PROBLEM TO SOLVE » Find how many lines hold the word "with". Give only the number.

DATASET EXCERPTS »
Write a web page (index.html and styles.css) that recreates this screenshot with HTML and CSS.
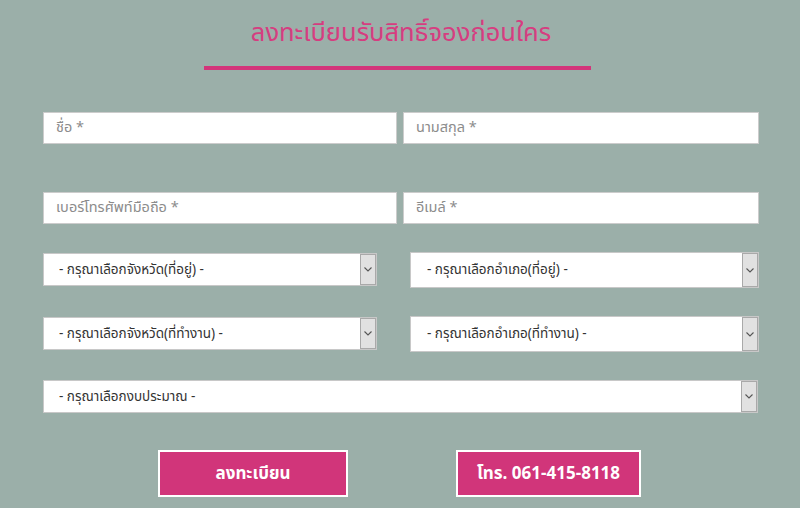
FILE: index.html
```html
<!DOCTYPE html>
<html lang="th">
<head>
    <meta charset="UTF-8">
    <meta name="viewport" content="width=device-width, initial-scale=1.0">
    <title>ลงทะเบียนรับสิทธิ์จองก่อนใคร</title>
    <link rel="stylesheet" href="styles.css">
</head>
<body>
    <div class="register">
        <div class="header">
            <h1>ลงทะเบียนรับสิทธิ์จองก่อนใคร</h1>
            <div class="line"></div>
        </div>

        <form class="reg-form" onsubmit="return false;">
            <div class="row-inputs">
                <input type="text" class="field" placeholder="ชื่อ *">
                <input type="text" class="field field-right" placeholder="นามสกุล *">
            </div>
            <div class="row-inputs row-gap">
                <input type="tel" class="field" placeholder="เบอร์โทรศัพท์มือถือ *">
                <input type="email" class="field field-right" placeholder="อีเมล์ *">
            </div>

            <div class="row-selects">
                <div class="select-box sel-left">
                    <select><option>- กรุณาเลือกจังหวัด(ที่อยู่) -</option></select>
                    <span class="arrow"><svg width="8" height="5" viewBox="0 0 8 5"><path d="M0.5 0.5 L4 4 L7.5 0.5" fill="none" stroke="#555" stroke-width="1.1"/></svg></span>
                </div>
                <div class="select-box sel-right">
                    <select><option>- กรุณาเลือกอำเภอ(ที่อยู่) -</option></select>
                    <span class="arrow"><svg width="8" height="5" viewBox="0 0 8 5"><path d="M0.5 0.5 L4 4 L7.5 0.5" fill="none" stroke="#555" stroke-width="1.1"/></svg></span>
                </div>
            </div>
            <div class="row-selects">
                <div class="select-box sel-left">
                    <select><option>- กรุณาเลือกจังหวัด(ที่ทำงาน) -</option></select>
                    <span class="arrow"><svg width="8" height="5" viewBox="0 0 8 5"><path d="M0.5 0.5 L4 4 L7.5 0.5" fill="none" stroke="#555" stroke-width="1.1"/></svg></span>
                </div>
                <div class="select-box sel-right">
                    <select><option>- กรุณาเลือกอำเภอ(ที่ทำงาน) -</option></select>
                    <span class="arrow"><svg width="8" height="5" viewBox="0 0 8 5"><path d="M0.5 0.5 L4 4 L7.5 0.5" fill="none" stroke="#555" stroke-width="1.1"/></svg></span>
                </div>
            </div>
            <div class="select-box sel-full">
                <select><option>- กรุณาเลือกงบประมาณ -</option></select>
                <span class="arrow"><svg width="8" height="5" viewBox="0 0 8 5"><path d="M0.5 0.5 L4 4 L7.5 0.5" fill="none" stroke="#555" stroke-width="1.1"/></svg></span>
            </div>

            <div class="buttons">
                <button class="btn btn-reg" type="submit">ลงทะเบียน</button>
                <button class="btn btn-call" type="button">โทร. 061-415-8118</button>
            </div>
        </form>
    </div>
</body>
</html>
```

FILE: styles.css
```css
* {
    margin: 0;
    padding: 0;
    box-sizing: border-box;
}

body {
    font-family: "Noto Sans Thai", "Noto Sans", "Liberation Sans", sans-serif;
    background: #9bafa9;
    color: #333;
    height: 508px;
    overflow: hidden;
}

.register {
    width: 716px;
    margin-left: 43px;
}

.header h1 {
    margin-top: 15px;
    height: 36px;
    line-height: 36px;
    font-size: 25.5px;
    font-weight: normal;
    color: #d63d80;
    text-align: center;
}

.line {
    width: 387px;
    height: 4px;
    margin: 15px 0 0 161px;
    background: #d3347a;
}

.row-inputs {
    display: grid;
    grid-template-columns: 354px 356px;
    column-gap: 6px;
    margin-top: 42px;
}

.row-gap {
    margin-top: 48px;
}

.field {
    height: 32px;
    border: 1px solid #ccc;
    background: #fff;
    padding: 0 12px;
    font-family: inherit;
    font-size: 14.5px;
    color: #333;
    outline: none;
}

.field::placeholder {
    color: #8c8c8c;
}

.row-selects {
    display: flex;
    align-items: flex-start;
    margin-top: 28px;
}

.select-box {
    display: flex;
    background: #fff;
    border: 1px solid #c8c8c8;
}

.select-box select {
    flex: 1;
    appearance: none;
    -webkit-appearance: none;
    border: none;
    background: transparent;
    font-family: inherit;
    font-size: 13.5px;
    color: #333;
    padding-left: 15px;
    outline: none;
}

.arrow {
    width: 16px;
    display: flex;
    align-items: center;
    justify-content: center;
    background: #e1e1e1;
    border: 1px solid #a9a9a9;
}

.sel-left {
    width: 334px;
    height: 33px;
    margin-top: 1px;
}

.sel-right {
    width: 349px;
    height: 36px;
    margin-left: 33px;
}

.sel-right select {
    padding-left: 16px;
}

.sel-full {
    width: 715px;
    height: 33px;
    margin-top: 28px;
}

.buttons {
    display: flex;
    gap: 108px;
    padding-left: 115px;
    margin-top: 37px;
}

.btn {
    height: 47px;
    background: #d1357a;
    border: 2px solid #fff;
    color: #fff;
    font-family: inherit;
    font-size: 17px;
    font-weight: bold;
    cursor: pointer;
}

.btn-reg {
    width: 190px;
}

.btn-call {
    width: 185px;
}
```
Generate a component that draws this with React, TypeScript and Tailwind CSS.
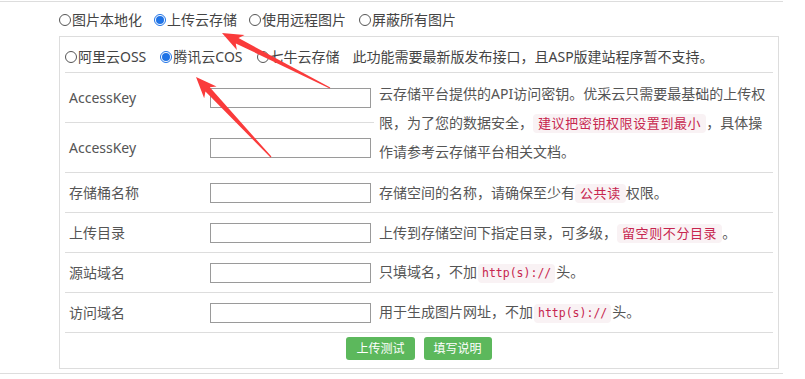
import React from "react";

const FONT = { fontFamily: '"Noto Sans", "Noto Sans CJK SC", sans-serif' };

function Radio({ checked, label, className = "" }: { checked?: boolean; label: string; className?: string }) {
  return (
    <span className={"flex items-center " + className}>
      {checked ? (
        <span className="w-[12px] h-[12px] rounded-full border border-[#1f73e6] p-[1px] bg-white flex">
          <span className="w-full h-full rounded-full bg-[#1f73e6]" />
        </span>
      ) : (
        <span className="w-[12px] h-[12px] rounded-full border border-[#555] bg-white" />
      )}
      <span className="ml-[1px] leading-[20px]">{label}</span>
    </span>
  );
}

function Chip({ children }: { children: React.ReactNode }) {
  return (
    <span className="inline-block px-[5px] py-[2px] leading-[15px] rounded-[4px] bg-[#f9f2f4] text-[#c7254e] text-[13px] tracking-[0.6px] align-baseline">
      {children}
    </span>
  );
}

function CodeChip() {
  return (
    <span
      className="inline-block px-[4px] py-[2px] mx-[1px] leading-[15px] rounded-[4px] bg-[#f9f2f4] text-[#c7254e] text-[11.5px]"
      style={{ fontFamily: '"DejaVu Sans Mono", monospace' }}
    >
      http(s)://
    </span>
  );
}

function Input() {
  return <div className="w-[161px] h-[20px] border border-[#9a9a9a] bg-white" />;
}

function Row({ label, children }: { label: string; children: React.ReactNode }) {
  return (
    <div className="flex h-[40px] border-b border-[#ddd] items-center">
      <div className="w-[145px] pl-[4px] leading-[20px]">{label}</div>
      <div className="w-[164px] flex items-center">
        <Input />
      </div>
      <div className="flex-1 pl-[5px] leading-[20px] whitespace-nowrap">{children}</div>
    </div>
  );
}

function Arrow({ tx, ty, hx, hy }: { tx: number; ty: number; hx: number; hy: number }) {
  const dx = hx - tx;
  const dy = hy - ty;
  const L = Math.sqrt(dx * dx + dy * dy);
  const a = (Math.atan2(dy, dx) * 180) / Math.PI;
  const pts = [
    [0, -0.6],
    [L - 17, -3],
    [L - 21, -8.5],
    [L, 0],
    [L - 21, 8.5],
    [L - 17, 3],
    [0, 0.6],
  ]
    .map((p) => p.join(","))
    .join(" ");
  return <polygon points={pts} fill="#fa3b3b" transform={`translate(${tx} ${ty}) rotate(${a})`} />;
}

export default function App() {
  return (
    <div className="relative w-[805px] h-[379px] bg-white overflow-hidden text-[14px] text-[#555]" style={FONT}>
      <div className="mt-[1px] w-[783px] border-y border-[#ddd]">
        <div className="pl-[59px] pr-[4px] pb-[4px]">
          <div className="h-[34px] pt-[2px] flex items-center text-[#444]">
            <Radio label="图片本地化" />
            <Radio label="上传云存储" checked className="ml-[12px]" />
            <Radio label="使用远程图片" className="ml-[12px]" />
            <Radio label="屏蔽所有图片" className="ml-[13px]" />
          </div>
          <div className="border border-[#ddd] p-[5px]">
            <div className="h-[31px] border-b border-[#ddd] flex items-center text-[#444]">
              <Radio label="阿里云OSS" />
              <Radio label="腾讯云COS" checked className="ml-[14px]" />
              <Radio label="七牛云存储" className="ml-[14px]" />
              <span className="ml-[13px] leading-[20px]">此功能需要最新版发布接口，且ASP版建站程序暂不支持。</span>
            </div>
            <div className="grid grid-cols-[145px_164px_1fr]">
              <div className="h-[50px] border-b border-[#ddd] pl-[4px] flex items-center leading-[20px]">AccessKey</div>
              <div className="h-[50px] border-b border-[#ddd] flex items-center">
                <Input />
              </div>
              <div className="row-span-2 h-[100px] border-b border-[#ddd] pl-[5px] flex items-center leading-[29px] whitespace-nowrap">
                <div>
                  云存储平台提供的API访问密钥。优采云只需要最基础的上传权
                  <br />
                  限，为了您的数据安全，<Chip>建议把密钥权限设置到最小</Chip>，具体操
                  <br />
                  作请参考云存储平台相关文档。
                </div>
              </div>
              <div className="h-[50px] border-b border-[#ddd] pl-[4px] flex items-center leading-[20px]">AccessKey</div>
              <div className="h-[50px] border-b border-[#ddd] flex items-center">
                <Input />
              </div>
            </div>
            <Row label="存储桶名称">
              存储空间的名称，请确保至少有<Chip>公共读</Chip>权限。
            </Row>
            <Row label="上传目录">
              上传到存储空间下指定目录，可多级，<Chip>留空则不分目录</Chip>。
            </Row>
            <Row label="源站域名">
              只填域名，不加<CodeChip />头。
            </Row>
            <Row label="访问域名">
              用于生成图片网址，不加<CodeChip />头。
            </Row>
            <div className="h-[30px] pt-[4px] flex justify-center items-start gap-[9px]">
              <button className="h-[23px] px-[10px] rounded-[3px] bg-[#5cb85c] text-white text-[12px] leading-[23px]">
                上传测试
              </button>
              <button className="h-[23px] px-[10px] rounded-[3px] bg-[#5cb85c] text-white text-[12px] leading-[23px]">
                填写说明
              </button>
            </div>
          </div>
        </div>
      </div>
      <svg className="absolute left-0 top-0 pointer-events-none" width={805} height={379}>
        <Arrow tx={330} ty={88} hx={222} hy={33} />
        <Arrow tx={271} ty={157} hx={196} hy={77} />
      </svg>
    </div>
  );
}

PROBLEM SOLUTION » 2